Tools That (Sometimes) Make Troubleshooting Easier
You’ll want more than just hope and espresso. Here are tools that actually deliver:
- CI Platform Debugging (Jenkins Blue Ocean, GitHub Actions logs, GitLab Pipelines) – Use built-in log viewers and SSH access for hands-on debugging.
- Version Control Hooks – Pre-commit and pre-push checks catch issues before they even hit the pipeline.
- Artifact Storage (Artifactory, S3, Nexus) – Store and trace build outputs to spot what’s changed between runs.
- Infrastructure as Code Scanners (Terraform, Pulumi, Checkov) – Catch infra drift and misconfigurations before deploy time.
- Automated Test Reporters (Allure, JUnit, Mocha) – Visualize test failures and patterns across runs.
CI/CD Troubleshooting FAQ
Why did my pipeline suddenly start failing overnight?

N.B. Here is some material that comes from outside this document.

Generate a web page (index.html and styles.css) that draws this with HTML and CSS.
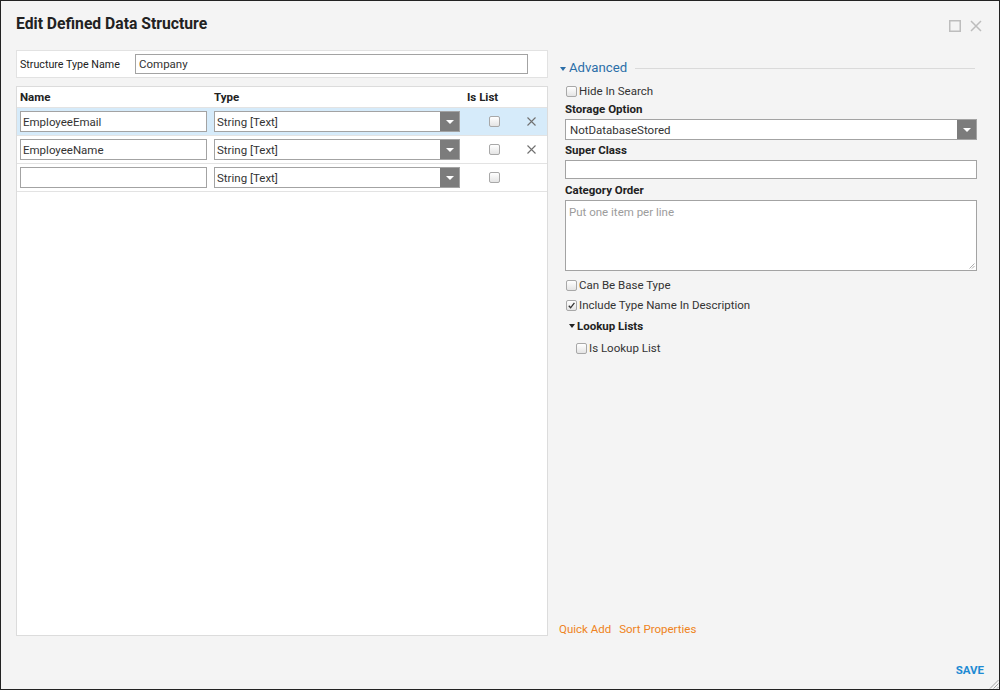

Most likely, a new dependency version, expired secret, or infrastructure tweak broke your fragile chain of automation. Check recent merges and pinned versions first.
How do I debug a flaky test in CI?
Rerun the test multiple times locally and in CI. If it only fails in CI, look for environmental differences – missing resources, network latency, or race conditions.
What’s the best way to manage secrets in CI/CD?
Use your CI platform’s built-in secret manager. Never hardcode secrets in code or configs. Rotate regularly.
How do I avoid “works on my machine” disasters?
Containerize your builds with Docker, match your local and CI environments, and document OS/package versions.
Is there a way to make pipelines self-heal?
Add retry logic for known flaky steps, pin dependencies, and automate environment setup. But total self-healing? Keep dreaming.
Final Thoughts
CI/CD pipeline failures are the price we pay for automation. The good news? Each failure is a learning opportunity. The bad news? You’ll keep learning, forever.